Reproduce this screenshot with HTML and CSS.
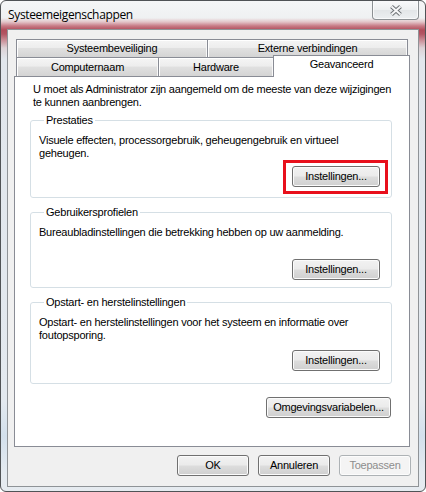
FILE: index.html
```html
<!DOCTYPE html>
<html lang="nl">
<head>
<meta charset="utf-8">
<title>Systeemeigenschappen</title>
<link rel="stylesheet" href="styles.css">
</head>
<body>
<div class="window">
  <div class="titlebar">
    <span class="title">Systeemeigenschappen</span>
    <button class="close" aria-label="Sluiten">
      <svg width="14" height="11" viewBox="0 0 14 11" aria-hidden="true">
        <g fill="none" stroke-linecap="butt">
          <path d="M2.5 1.5 L11.5 9.5 M11.5 1.5 L2.5 9.5" stroke="#6f7377" stroke-width="4"/>
          <path d="M2.5 1.5 L11.5 9.5 M11.5 1.5 L2.5 9.5" stroke="#f6f7f8" stroke-width="2"/>
        </g>
      </svg>
    </button>
  </div>
  <div class="client">
    <div class="tabs">
      <div class="tabrow tabrow-back">
        <div class="tab tab-protect">Systeembeveiliging</div>
        <div class="tab tab-remote">Externe verbindingen</div>
      </div>
      <div class="tabrow tabrow-front">
        <div class="tab tab-name">Computernaam</div>
        <div class="tab tab-hw">Hardware</div>
        <div class="tab tab-adv selected">Geavanceerd</div>
      </div>
    </div>
    <div class="panel">
      <p class="intro">U moet als Administrator zijn aangemeld om de meeste van deze wijzigingen<br>te kunnen aanbrengen.</p>

      <fieldset class="group group-perf">
        <legend class="group-title">Prestaties</legend>
        <p class="group-text">Visuele effecten, processorgebruik, geheugengebruik en virtueel<br>geheugen.</p>
        <div class="actions">
          <span class="marked">
            <button class="btn btn-settings">Instellingen...</button>
            <span class="marker"></span>
          </span>
        </div>
      </fieldset>

      <fieldset class="group group-profiles">
        <legend class="group-title">Gebruikersprofielen</legend>
        <p class="group-text">Bureaubladinstellingen die betrekking hebben op uw aanmelding.</p>
        <div class="actions">
          <button class="btn btn-settings">Instellingen...</button>
        </div>
      </fieldset>

      <fieldset class="group group-startup">
        <legend class="group-title">Opstart- en herstelinstellingen</legend>
        <p class="group-text">Opstart- en herstelinstellingen voor het systeem en informatie over<br>foutopsporing.</p>
        <div class="actions">
          <button class="btn btn-settings">Instellingen...</button>
        </div>
      </fieldset>

      <div class="env-row">
        <button class="btn btn-env">Omgevingsvariabelen...</button>
      </div>
    </div>
    <div class="footer">
      <button class="btn btn-dialog">OK</button>
      <button class="btn btn-dialog">Annuleren</button>
      <button class="btn btn-dialog" disabled>Toepassen</button>
    </div>
  </div>
</div>
</body>
</html>
```

FILE: styles.css
```css
html, body {
  margin: 0;
  padding: 0;
  background: #ffffff;
}

body {
  font-family: "Liberation Sans", Arial, sans-serif;
  font-size: 11px;
  letter-spacing: -0.22px;
  color: #000000;
}

.window {
  width: 426px;
  height: 492px;
  box-sizing: border-box;
  border: 1px solid #505356;
  border-radius: 6px;
  display: flex;
  flex-direction: column;
  overflow: hidden;
  background: linear-gradient(180deg,
    #f5f6f7 0px,
    #eff1f2 17px,
    #e2c4c8 21px,
    #c77a85 25px,
    #b04c5a 29px,
    #b25563 33px,
    #c98c95 39px,
    #dcd2d6 47px,
    #e1e6ec 58px,
    #e3e9ef 400px,
    #d3e0ec 435px,
    #e4eaf0 470px,
    #e6ebf0 492px);
}

.titlebar {
  height: 28px;
  flex: none;
  display: flex;
  align-items: flex-start;
  padding: 0 6px 0 7px;
}

.title {
  font-family: "Open Sans", "Noto Sans", sans-serif;
  font-size: 12px;
  letter-spacing: -0.35px;
  line-height: 16px;
  margin-top: 6px;
  color: #000000;
}

.close {
  margin-left: auto;
  margin-top: -1px;
  width: 47px;
  height: 20px;
  box-sizing: border-box;
  padding: 2px 0 0 0;
  border: 1px solid #8c9093;
  border-top: none;
  border-radius: 0 0 4px 4px;
  background: linear-gradient(180deg, #fbfbfc 0%, #eef0f1 50%, #e2e5e7 51%, #eceff1 100%);
  box-shadow: inset 0 0 0 1px rgba(255, 255, 255, 0.7);
  display: flex;
  align-items: center;
  justify-content: center;
}

.close svg {
  display: block;
}

.client {
  flex: none;
  height: 458px;
  box-sizing: border-box;
  margin: 0 6px;
  border: 1px solid #8f9397;
  background: #f0f0f0;
  padding: 9px 7px 0 6px;
}

/* Tabs */
.tabs {
  padding-left: 2px;
}

.tabrow {
  display: flex;
}

.tabrow-back {
  height: 18px;
}

.tabrow-front {
  height: 19px;
  align-items: flex-end;
}

.tab {
  box-sizing: border-box;
  border: 1px solid #898c95;
  border-bottom: none;
  text-align: center;
  white-space: nowrap;
  background: linear-gradient(180deg, #f5f5f5 0%, #ededed 45%, #e0e0e0 50%, #d4d4d4 100%);
  box-shadow: inset 1px 1px 0 #ffffff, inset -1px 0 0 #f8f8f8;
}

.tabrow-back .tab {
  height: 18px;
  line-height: 17px;
}

.tabrow-front .tab {
  height: 19px;
  line-height: 18px;
}

.tab + .tab {
  margin-left: -1px;
}

.tab-protect { width: 192px; }
.tab-remote  { width: 201px; }
.tab-name    { width: 143px; }
.tab-hw      { width: 116px; }

.tabrow-front .tab-adv {
  width: 137px;
  height: 22px;
  margin-bottom: -1px;
  padding-top: 2px;
  line-height: 13px;
  background: #ffffff;
  box-shadow: none;
  position: relative;
  z-index: 1;
}

/* Panel */
.panel {
  width: 396px;
  height: 371px;
  box-sizing: border-box;
  border: 1px solid #898c95;
  background: #ffffff;
  padding: 6px 17px 0 15px;
  display: flex;
  flex-direction: column;
}

.intro {
  margin: 0 0 0 3px;
  line-height: 13px;
  white-space: nowrap;
}

.group {
  margin: 0;
  border: 1px solid #d5dfe5;
  border-radius: 3px;
  padding: 7px 11px 10px 8px;
  min-width: 0;
}

.group-title {
  margin-left: 5px;
  padding: 0 2px;
  line-height: 13px;
  color: #000000;
}

.group-text {
  margin: 0;
  min-height: 26px;
  line-height: 13px;
  white-space: nowrap;
}

.actions {
  display: flex;
  justify-content: flex-end;
}

.group-perf {
  margin-top: 5px;
}
.group-perf .actions {
  margin-top: 6px;
}

.group-profiles {
  margin-top: 8px;
  padding-bottom: 7px;
}
.group-profiles .actions {
  margin-top: 7px;
}

.group-startup {
  margin-top: 8px;
  padding-bottom: 12px;
}
.group-startup .actions {
  margin-top: 8px;
}

.env-row {
  display: flex;
  justify-content: flex-end;
  margin-top: 13px;
  padding-right: 1px;
}

/* Red annotation box over the first settings button */
.marked {
  position: relative;
  display: flex;
}

.marker {
  position: absolute;
  top: -6px;
  right: -8px;
  bottom: -7px;
  left: -9px;
  border: 3px solid #e8101c;
  pointer-events: none;
}

/* Buttons */
.btn {
  font-family: "Liberation Sans", Arial, sans-serif;
  font-size: 11px;
  letter-spacing: -0.22px;
  color: #000000;
  height: 21px;
  box-sizing: border-box;
  line-height: 19px;
  padding: 0;
  margin: 0;
  border: 1px solid #707070;
  border-radius: 3px;
  background: linear-gradient(180deg, #f2f2f2 0%, #ebebeb 48%, #dddddd 52%, #cfcfcf 100%);
  box-shadow: inset 0 0 0 1px #fbfbfb;
  text-align: center;
  white-space: nowrap;
}

.btn:disabled {
  color: #8d8d8d;
  border-color: #adb2b5;
  background: #f4f4f4;
  box-shadow: inset 0 0 0 1px #fcfcfc;
}

.btn-settings {
  width: 88px;
}

.btn-env {
  width: 125px;
}

.footer {
  display: flex;
  justify-content: flex-end;
  gap: 9px;
  margin-top: 8px;
}

.btn-dialog {
  width: 72px;
}
```
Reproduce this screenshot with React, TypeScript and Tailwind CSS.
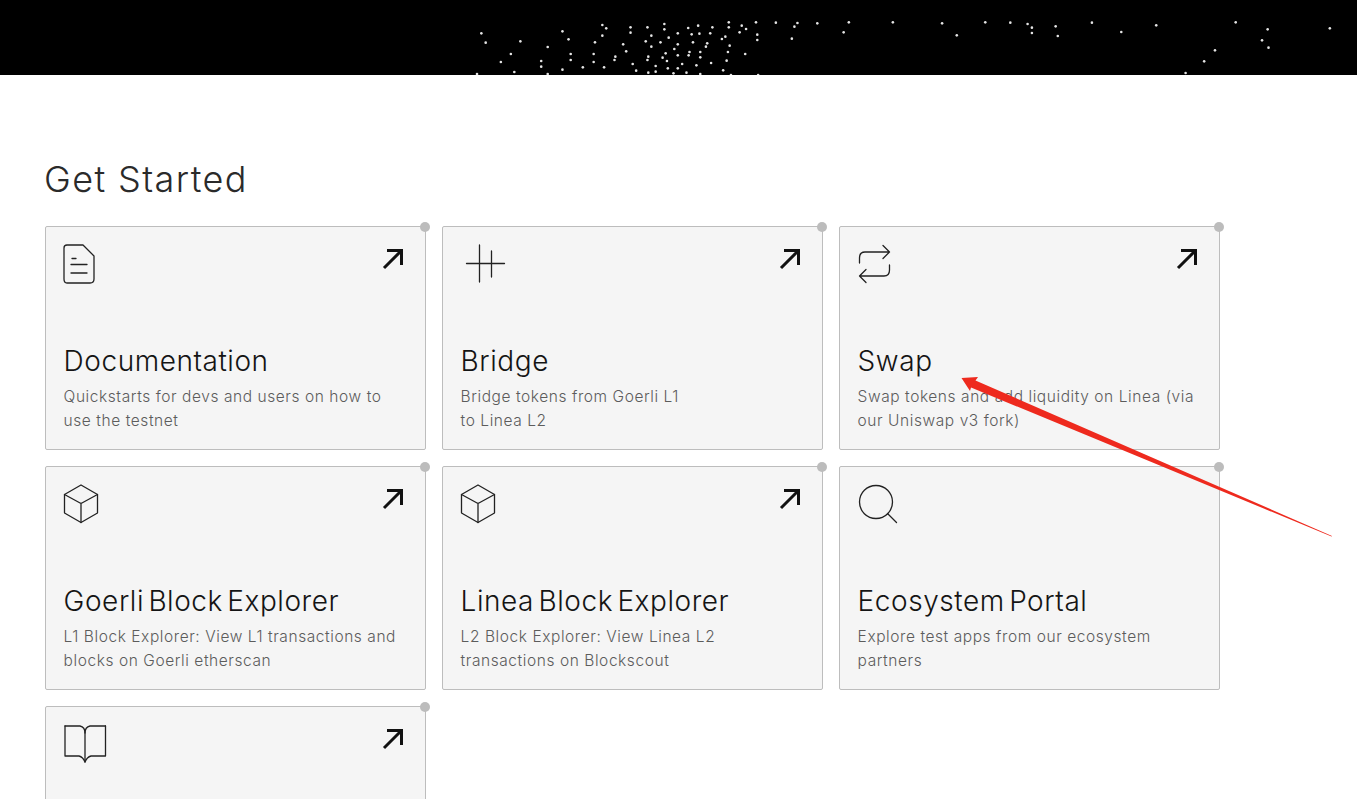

####################

> YOUR OBJECTIVE:
Search the listing above for the string "Reproduce". Copy every line that contains it.

> SOLUTION TO THIS TASK:
Reproduce this screenshot with HTML and CSS.
Reproduce this screenshot with React, TypeScript and Tailwind CSS.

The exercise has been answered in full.